Phylogenetics: BEAST2 Lab
|EEB 5349: Phylogenetics|
|The goal of this lab exercise is to use BEAST2 to estimate divergence times under a relaxed clock model and to assess whether the strict clock, random local clocks or the uncorrelated lognormal model fits the data best using estimates of the log marginal likelihood.|
- 1 Getting started
- 1.1 (q)login to the cluster
- 1.2 Create a directory
- 1.3 Download and save the data file
- 1.4 Download BEAST2
- 1.5 Divergence Dating Tutorial
- 1.6 Marginal Likelihood Estimation
- 1.7 Further Information (no need to read this for today's lab)
(q)login to the cluster
Login to the Bioinformatics Facility Dell cluster:
Then use the qlogin command to find a free node:
Once you are transferred to a free node, type
module load java/1.8.0 module load beast/2.5.0
This makes a more recent version of BEAST2 available to you and loads Java 8 (actually version 1.8), which is required by BEAST 2.5.0.
Create a directory
Use the unix mkdir command to create a directory to play in today:
mkdir beastlab cd beastlab
Download and save the data file
The tutorial uses a data file named primate-mtDNA.nex that is located on the cluster. Here's how to copy it to your beastlab directory:
cp $BEAST/examples/nexus/primate-mtDNA.nex .

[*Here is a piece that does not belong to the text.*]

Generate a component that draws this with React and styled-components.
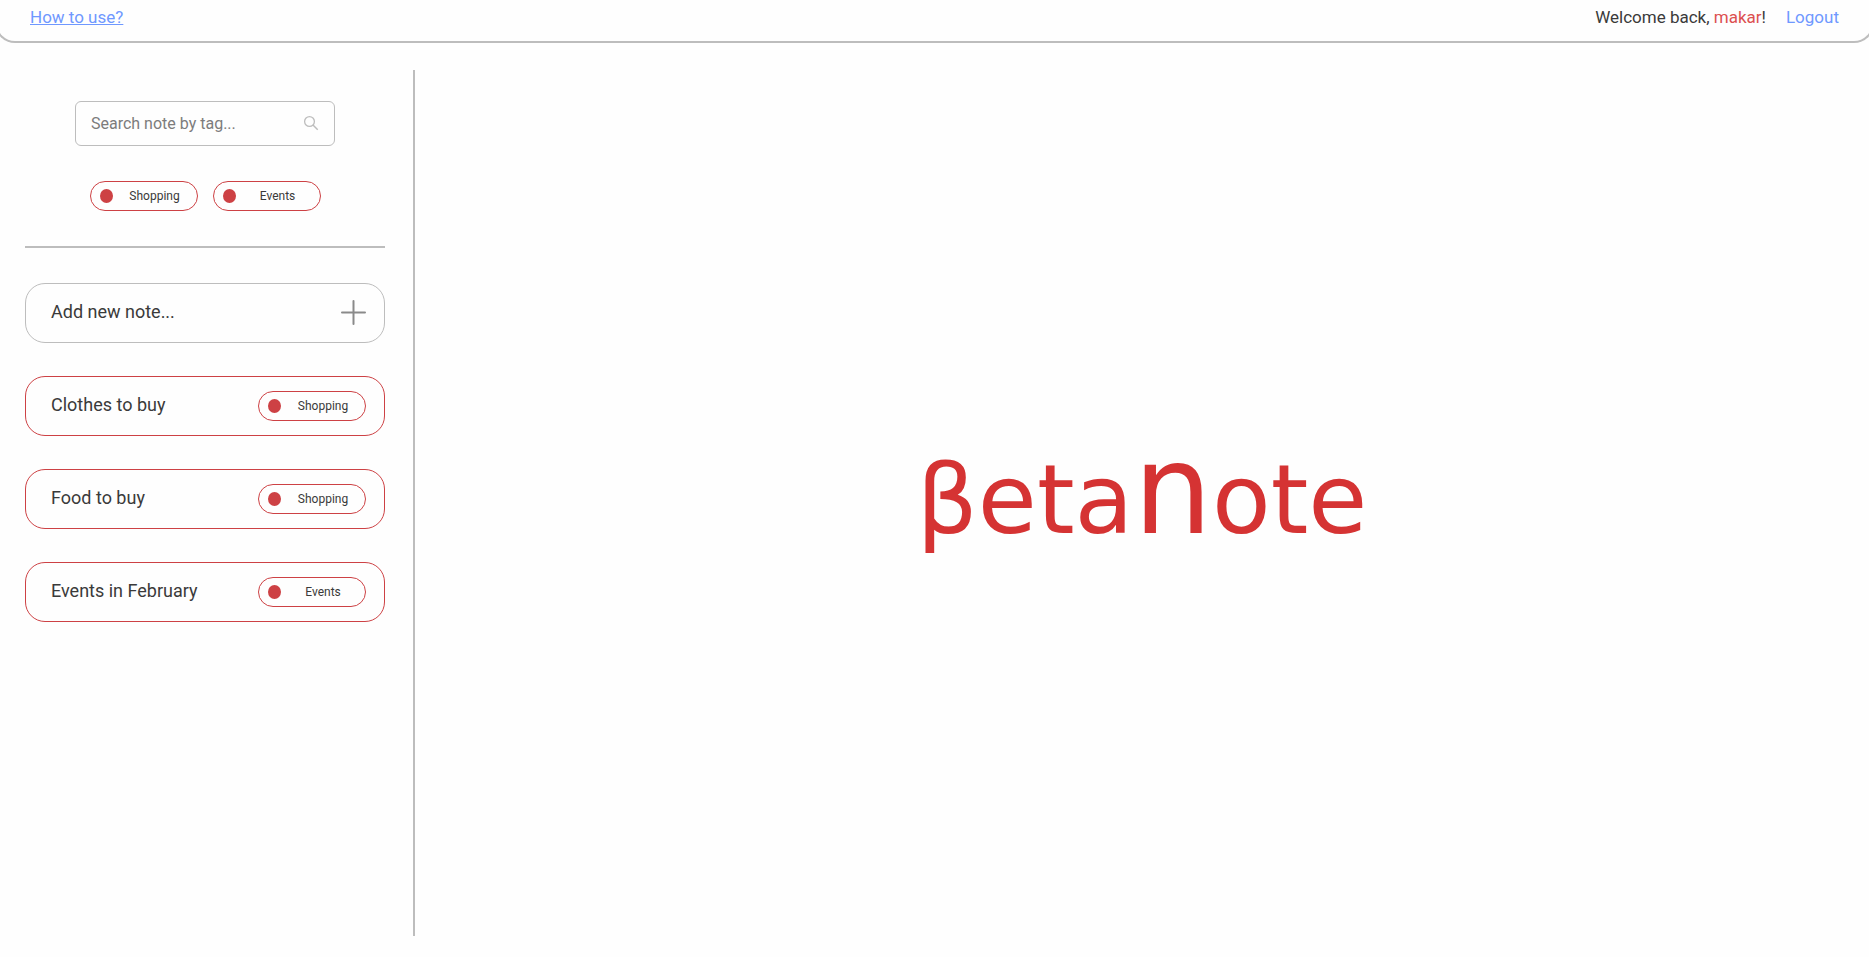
import React from "react";
import styled, { createGlobalStyle } from "styled-components";

const red = "#cd4144";
const grey = "#bdbdbd";
const blue = "#6f98ff";

const GlobalStyle = createGlobalStyle`
  *, *::before, *::after { box-sizing: border-box; }
  body {
    margin: 0;
    background: #fefefe;
    color: #3a3a3a;
    font-family: Roboto, "Liberation Sans", sans-serif;
    font-size: 17px;
  }
  button, input { font: inherit; color: inherit; }
`;

const Page = styled.div`
  display: flex;
  flex-direction: column;
  min-height: 100vh;
  overflow-x: clip;
`;

const Header = styled.header`
  display: flex;
  justify-content: space-between;
  align-items: flex-start;
  height: 43px;
  margin: 0 -5px;
  padding: 7px 33px 0;
  border: 2px solid ${grey};
  border-top: 0;
  border-radius: 0 0 20px 20px;
  line-height: 20px;
`;

const Account = styled.div`
  display: flex;
  gap: 20px;
`;

const Username = styled.span`
  color: #dc5050;
`;

const HelpLink = styled.a`
  color: ${blue};
`;

const LogoutButton = styled.button`
  padding: 0;
  border: 0;
  background: none;
  color: ${blue};
  line-height: 20px;
  cursor: pointer;
`;

const Body = styled.div`
  display: flex;
  flex: 1;
  padding: 27px 0 21px;
`;

const Sidebar = styled.aside`
  flex: 0 0 415px;
  padding: 31px 28px 0 25px;
  border-right: 2px solid ${grey};
`;

const Filters = styled.div`
  display: flex;
  flex-direction: column;
  align-items: center;
  gap: 35px;
  padding-bottom: 35px;
  border-bottom: 2px solid ${grey};
`;

const SearchBox = styled.label`
  display: flex;
  align-items: center;
  width: 260px;
  height: 45px;
  padding: 0 15px;
  border: 1px solid ${grey};
  border-radius: 6px;
`;

const SearchInput = styled.input`
  flex: 1;
  min-width: 0;
  padding: 0;
  border: 0;
  outline: 0;
  background: none;
  font-size: 16px;
  &::placeholder { color: #7c7c7c; opacity: 1; }
`;

const TagRow = styled.div`
  display: flex;
  gap: 15px;
`;

const TagButton = styled.button`
  display: flex;
  align-items: center;
  width: 108px;
  height: 30px;
  padding: 0 9px;
  border: 1px solid ${red};
  border-radius: 15px;
  background: none;
  font-size: 12px;
  cursor: pointer;
`;

const TagDot = styled.span`
  flex: none;
  width: 13px;
  height: 14px;
  border-radius: 50%;
  background: ${red};
`;

const TagName = styled.span`
  flex: 1;
  padding-left: 9px;
  text-align: center;
`;

const NoteList = styled.ul`
  display: flex;
  flex-direction: column;
  gap: 33px;
  margin: 35px 0 0;
  padding: 0;
  list-style: none;
`;

const NoteCard = styled.li`
  display: flex;
  align-items: center;
  justify-content: space-between;
  height: 60px;
  padding: 0 18px 0 25px;
  border: 1px solid ${(p) => p.$color};
  border-radius: 20px;
`;

const NoteTitle = styled.button`
  flex: 1;
  padding: 0 0 2px;
  border: 0;
  background: none;
  font-size: 18px;
  line-height: 22px;
  text-align: left;
  cursor: pointer;
`;

const Main = styled.main`
  flex: 1;
  display: flex;
  align-items: center;
  justify-content: center;
`;

const Wordmark = styled.h1`
  margin: 0;
  padding-bottom: 7px;
  color: #d53333;
  font-family: "DejaVu Sans", sans-serif;
  font-size: 96px;
  font-weight: 400;
  line-height: 110px;
`;

const TallLetter = styled.span`
  font-size: 124px;
  line-height: 1px;
  text-transform: lowercase;
`;

function SearchIcon() {
  return (
    <svg width="16" height="17" viewBox="0 0 16 17" fill="none" stroke={grey} aria-hidden="true">
      <circle cx="6.5" cy="6.5" r="4.9" strokeWidth="1.3" />
      <path d="M10 10l4.7 4.7" strokeWidth="1.5" />
    </svg>
  );
}

function PlusIcon() {
  return (
    <svg width="25" height="26" viewBox="0 0 25 26" stroke="#8a8a8a" strokeWidth="2" strokeLinecap="round" aria-hidden="true">
      <path d="M12.5 1v23M1 12.5h23" />
    </svg>
  );
}

function Tag({ name }) {
  return (
    <TagButton type="button">
      <TagDot />
      <TagName>{name}</TagName>
    </TagButton>
  );
}

const tags = ["Shopping", "Events"];
const notes = [
  { title: "Clothes to buy", tag: "Shopping" },
  { title: "Food to buy", tag: "Shopping" },
  { title: "Events in February", tag: "Events" },
];

export default function App() {
  return (
    <Page>
      <GlobalStyle />
      <Header>
        <HelpLink href="#help">How to use?</HelpLink>
        <Account>
          <span>Welcome back, <Username>makar</Username>!</span>
          <LogoutButton type="button">Logout</LogoutButton>
        </Account>
      </Header>
      <Body>
        <Sidebar>
          <Filters>
            <SearchBox>
              <SearchInput type="text" aria-label="Search note by tag" placeholder="Search note by tag..." />
              <SearchIcon />
            </SearchBox>
            <TagRow>
              {tags.map((name) => <Tag key={name} name={name} />)}
            </TagRow>
          </Filters>
          <NoteList>
            <NoteCard $color={grey}>
              <NoteTitle type="button">Add new note...</NoteTitle>
              <PlusIcon />
            </NoteCard>
            {notes.map((note) => (
              <NoteCard key={note.title} $color={red}>
                <NoteTitle type="button">{note.title}</NoteTitle>
                <Tag name={note.tag} />
              </NoteCard>
            ))}
          </NoteList>
        </Sidebar>
        <Main>
          <Wordmark>βeta<TallLetter>N</TallLetter>ote</Wordmark>
        </Main>
      </Body>
    </Page>
  );
}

The $BEAST part represents a bash variable (bash is the scripting language you are using to communicate with the operating system). The module load beast/2.5.0 command above created the BEAST variable, which points to the directory on the cluster's hard drive where beast2 was installed. The cp command stands for copy, so the command above will copy the file primate-mtDNA.nex to the current directory, which should be your newly-created beastlab directory (the period at the end of the cp command is shorthand for the current directory).

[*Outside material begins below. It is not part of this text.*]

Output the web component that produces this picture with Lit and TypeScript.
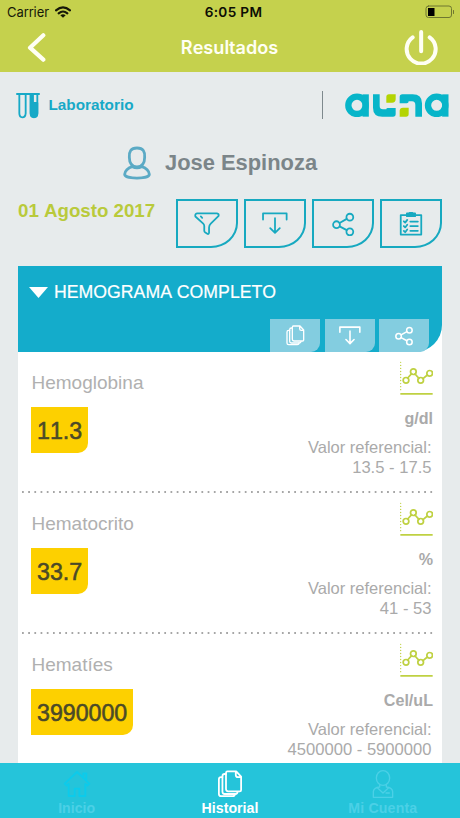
import { LitElement, html, css, svg } from "lit";
import { customElement } from "lit/decorators.js";

const pages = svg`<path d="M22 3h20l11 12v30q0 3-3 3H24q-5 0-5-5V8q0-5 3-5zM41 4v7q0 5 5 5h7"/><path d="M19 9h-3q-5 0-5 5v35q0 5 5 5h24q5 0 5-5"/><path d="M11 16H8q-5 0-5 5v33q0 5 5 5h26q5 0 5-5"/>`;
const download = svg`<path d="M3 22V4h69v18M38 18v42M24 47l14 14 14-14"/>`;
const share = svg`<circle cx="13" cy="37" r="10"/><circle cx="52" cy="15" r="10"/><circle cx="52" cy="58" r="10"/><path d="M22 32l21-12M22 42l21 11"/>`;
const funnel = svg`<path d="M9 4h58q6 1 5 7L49 34Q44 39 44 45v16q-1 4-4 3l-8-5q-2-1-2-4V41q0-4-3-7L4 13Q2 5 9 4z"/><path d="M20 13l4 4"/>`;
const checklist = svg`<path d="M3 9h60v57H3z"/><path d="M21 4h6q6-5 12 0h6v8H21z" fill="currentColor"/><path d="M31 28h22M31 41h22M31 55h22M12 27l4 4 6-8M12 41l4 4 6-8M12 55l4 4 6-8"/>`;

@customElement("app-root")
export class AppRoot extends LitElement {
  static styles = css`
    :host { display: flex; flex-direction: column; height: 818px; width: 460px; overflow: hidden; background: #e7ebec; font-family: "Liberation Sans", Arial, sans-serif; white-space: nowrap; font-kerning: none; }
    * { box-sizing: border-box; }
    svg { display: block; flex: none; fill: none; stroke: currentColor; stroke-linecap: round; stroke-linejoin: round; }
    .top { height: 72px; flex: none; background: #c5d14d; font-family: Inter, sans-serif; }
    .status { height: 24px; display: grid; grid-template-columns: 1fr auto 1fr; align-items: center; padding: 0 5px 0 12px; color: #161808; font-size: 13px; }
    .carrier { display: flex; align-items: center; gap: 6px; margin-left: -5px; }
    .clock { font-weight: 600; font-size: 13.6px; letter-spacing: .35px; color: #0c0d04; }
    .battery { justify-self: end; color: #6f7730; }
    .bar { height: 48px; display: grid; grid-template-columns: 1fr auto 1fr; align-items: center; color: #fffff4; padding: 0 21px 2px 27px; }
    .title { font-weight: 600; font-size: 18.1px; margin-left: -7px; margin-top: -1px; }
    .back { margin-top: -1px; }
    .power { justify-self: end; }
    .brand { height: 66px; flex: none; display: flex; align-items: center; padding: 0 10px 0 16px; }
    .tubes { color: #17a9c7; }
    .logo { color: #07b5c9; stroke-linecap: butt; stroke-linejoin: miter; }
    .lab { color: #17a9c7; font-size: 15.3px; font-weight: bold; margin-left: 8.5px; flex: 1; }
    .rule { width: 1px; height: 28px; background: #7e898d; margin-right: 22px; }
    .patient { height: 50px; flex: none; display: flex; align-items: center; gap: 14px; color: #7b8589; font-size: 21.9px; font-weight: bold; padding-left: 123px; }
    .patient svg { color: #5baac5; }
    .tools { height: 78px; flex: none; display: flex; justify-content: space-between; padding: 11px 18px 0; }
    .date { color: #b9ca3b; font-size: 18.7px; font-weight: bold; line-height: 24px; }
    .actions { display: flex; gap: 6px; color: #17a9c0; }
    .action { width: 62px; height: 49px; border: 2px solid #17a9c0; border-bottom-right-radius: 27px 25px; display: flex; align-items: center; justify-content: center; }
    .card { flex: 1; min-height: 0; overflow: hidden; margin: 0 18px; background: #fff; }
    .head { height: 86px; background: #14accb; border-bottom-right-radius: 27px; color: #fff; display: flex; flex-direction: column; justify-content: space-between; padding: 15px 13px 0 11px; }
    .group { display: flex; align-items: center; gap: 6px; font-size: 17.7px; line-height: 22px; -webkit-text-stroke: .2px #fff; }
    .sub { display: flex; gap: 4.5px; justify-content: flex-end; }
    .mini { width: 50px; height: 33px; background: #83cde0; border-bottom-right-radius: 9px; display: flex; align-items: center; justify-content: center; }
    .row { height: 141px; display: grid; grid-template-columns: auto 1fr; grid-template-rows: 139px 2px; padding: 0 9px 0 13px; }
    .name { color: #b0b0b0; font-size: 19px; line-height: 22px; margin-top: 20px; padding-left: .5px; }
    .value { display: inline-block; margin-top: 13px; height: 46px; padding: 1px 6px 0; line-height: 46px; background: #fdd000; color: #4b4a28; -webkit-text-stroke: .55px #4b4a28; font-size: 23.2px; border-bottom-right-radius: 10px; }
    .right { display: flex; flex-direction: column; align-items: flex-end; color: #aaa; }
    .chart { margin-top: 9px; color: #bfd142; }
    .unit { font-weight: bold; font-size: 16.1px; line-height: 20px; margin-top: 12px; }
    .ref { font-size: 16.6px; line-height: 20px; margin-top: 9px; padding-right: 1.5px; text-align: right; }
    .label { font-size: 16.5px; font-kerning: normal; }
    .dots { grid-column: 1 / 3; margin-left: -9px; height: 2px; background: radial-gradient(circle at 1px 1px, #a6a6a6 .9px, transparent 1.3px) 0 0 / 6.2px 2px repeat-x; }
    .nav { height: 55px; flex: none; background: #25c4da; display: grid; grid-template-columns: repeat(3, 1fr); color: #4bd0e6; font-size: 14.2px; font-weight: bold; }
    .tab { display: flex; flex-direction: column; align-items: center; padding-top: 7px; line-height: 17px; gap: 2px; }
    .tab.on { color: #fff; }
    .account { letter-spacing: .15px; padding-right: 1px; }
    .home svg { color: #0ccbeb; }
  `;

  action(i: unknown) {
    return html`<div class="action"><svg width="26" height="24" viewBox="0 0 76 70" stroke-width="5.2">${i}</svg></div>`;
  }

  row(name: string, value: string, unit: string, ref: string) {
    return html`<div class="row">
      <div><div class="name">${name}</div><div class="value">${value}</div></div>
      <div class="right">
        <svg class="chart" width="34" height="35" viewBox="0 0 102 105" stroke-width="5.2">
          <path d="M5 4v84" stroke-width="4" stroke-dasharray=".1 9"/>
          <path d="M4 98.500h97" stroke-linecap="butt" stroke-width="5.500"/>
          <circle cx="21" cy="58" r="8.5"/><circle cx="43" cy="32" r="8.5"/><circle cx="65" cy="58" r="8.5"/><circle cx="92" cy="37" r="8.5"/>
          <path d="M26 51l12-13M48 39l12 13M72 53l13-11"/>
        </svg>
        <div class="unit">${unit}</div>
        <div class="ref"><span class="label">Valor referencial:</span><br>${ref}</div>
      </div>
      <div class="dots"></div>
    </div>`;
  }

  render() {
    return html`
      <div class="top">
        <div class="status">
          <div class="carrier">Carrier
            <svg width="16" height="12" viewBox="0 0 48 36" stroke-width="6.5"><path d="M3 13q21-18 42 0M11 22q13-11 26 0"/><path d="M16 28q8-7 16 0l-8 7z" fill="currentColor" stroke="none"/></svg>
          </div>
          <div class="clock">6:05 PM</div>
          <svg class="battery" width="30" height="14" viewBox="0 0 30 14"><rect x="1" y="1" width="25.5" height="11.5" rx="2.5"/><rect x="3" y="3" width="6.5" height="8" fill="#000" stroke="none"/><path d="M28.5 5.5v3"/></svg>
        </div>
        <div class="bar">
          <svg class="back" width="20" height="30" viewBox="0 0 60 90" stroke-width="12.5"><path d="M49 10L9 47l40 36"/></svg>
          <div class="title">Resultados</div>
          <svg class="power" width="36" height="36" viewBox="0 0 108 108" stroke-width="12"><path d="M29 25a43.500 43.500 0 1 0 51 0M54.500 9v58"/></svg>
        </div>
      </div>
      <div class="brand">
        <svg class="tubes" width="24" height="27" viewBox="0 0 72 81" stroke-width="5.500"><path d="M3 6h66" stroke-width="6"/><path d="M10 8v56q0 12 9 12t10-12V8M44 8v56q0 12 10 12t10-12V8"/><path d="M44 8h7v25h13v31q0 11-10 11t-10-11z" fill="currentColor"/></svg>
        <div class="lab">Laboratorio</div>
        <div class="rule"></div>
        <svg class="logo" width="105" height="24" viewBox="0 0 315 72">
          <circle cx="36" cy="37" r="26" stroke-width="19"/><path d="M62 4v67" stroke-width="19"/>
          <path d="M84 4h20v35q0 10 10 10h10q0-4 4-4h24v18q0 8-8 8h-32q-28 0-28-27z" fill="currentColor" stroke="none"/>
          <path d="M124 12q0-8 8-8h20v14q0 11-11 11h-17z" fill="#b4d402" stroke="none"/>
          <path d="M164 12q0-8 8-8h31q28 0 28 27v40h-20V36q0-11-10-11h-10q0 6-6 6h-21z" fill="currentColor" stroke="none"/>
          <path d="M164 54q0-10 10-10h17v19q0 8-8 8h-19z" fill="#b4d402" stroke="none"/>
          <circle cx="275" cy="37" r="26" stroke-width="19"/><path d="M301 4v67" stroke-width="19"/>
        </svg>
      </div>
      <div class="patient">
        <svg width="28" height="34" viewBox="0 0 84 102" stroke-width="8.5"><path d="M42 6c19 0 24 11 23 28 0 17-8 29-23 29S19 51 19 34C18 17 23 6 42 6z"/><path d="M28 62C15 65 5 76 5 85c0 15 74 15 74 0 0-9-10-20-23-23q-14 7-28 0"/></svg>
        Jose Espinoza
      </div>
      <div class="tools">
        <div class="date">01 Agosto 2017</div>
        <div class="actions">${this.action(funnel)}${this.action(download)}${this.action(svg`<g transform="translate(6 0)">${share}</g>`)}${this.action(svg`<g transform="translate(5 0)">${checklist}</g>`)}</div>
      </div>
      <div class="card">
        <div class="head">
          <div class="group"><svg width="19" height="11" viewBox="0 0 19 11"><path d="M0 0h19L9.500 11z" fill="#fff" stroke="none"/></svg>HEMOGRAMA COMPLETO</div>
          <div class="sub">
            <div class="mini"><svg width="19" height="21" viewBox="0 0 57 63" stroke-width="4">${pages}</svg></div>
            <div class="mini"><svg width="22" height="21" viewBox="0 0 76 66" stroke-width="5.5">${download}</svg></div>
            <div class="mini"><svg width="18" height="20" viewBox="0 0 65 72" stroke-width="5.5">${share}</svg></div>
          </div>
        </div>
        ${this.row("Hemoglobina", "11.3", "g/dl", "13.5 - 17.5")}
        ${this.row("Hematocrito", "33.7", "%", "41 - 53")}
        ${this.row("Hematíes", "3990000", "Cel/uL", "4500000 - 5900000")}
      </div>
      <div class="nav">
        <div class="tab home"><svg width="28" height="28" viewBox="0 0 84 84" stroke-width="5.5"><path d="M5 41L42 6l37 35-6 6-6-5v36H49V56H35v22H17V42l-6 5zM61 22V10h9v21"/></svg>Inicio</div>
        <div class="tab on"><svg width="26" height="28" viewBox="-1 0 58 63" stroke-width="4">${pages}</svg>Historial</div>
        <div class="tab account"><svg width="22" height="28" viewBox="0 0 66 84" stroke-width="4"><ellipse cx="33" cy="24" rx="20" ry="22"/><path d="M23 44v7Q5 53 4 65v17h58V65q-1-12-19-14v-7M16 53l17 16 17-16M42 69h10"/></svg>Mi Cuenta</div>
      </div>`;
  }
}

BEAST2 comprises two main programs: BEAST and BEAUTi. BEAUTi is a graphical application that helps you create the xml file that BEAST runs. Because BEAUTi is graphical, it is difficult to run on the cluster, so please download the latest version of BEAST2 to your own laptop and run BEAUTi from there. Here's the web site:
(Note that you will need to download the primate-mtDNA.nex file you copied into your beastlab folder to your laptop in order to import it into BEAUTi.)
Divergence Dating Tutorial
The tutorial at the web site address shown below walks you through the process of dating a primate mtDNA tree but does not show you how to assess model fit using marginal likelihood estimation. After you finish the tutorial, I will show you how to estimate the marginal likelihood of the model using BEAST2.
Important: read before starting the tutorial
In section 2.3 (Setting the clock model), we will try using three different clock models. Each person will be assigned one of the following:
- strict clock (set priors to what tutorial advises)
- uncorrelated lognormal relaxed clock (set priors to what tutorial advises, except use Gamma with shape=0.001, scale=1000 prior for ucldMean.cclock)
- random local clocks (set priors to what tutorial advises, and use Poisson with Lambda=0.5 for RRateChanges.cclock prior)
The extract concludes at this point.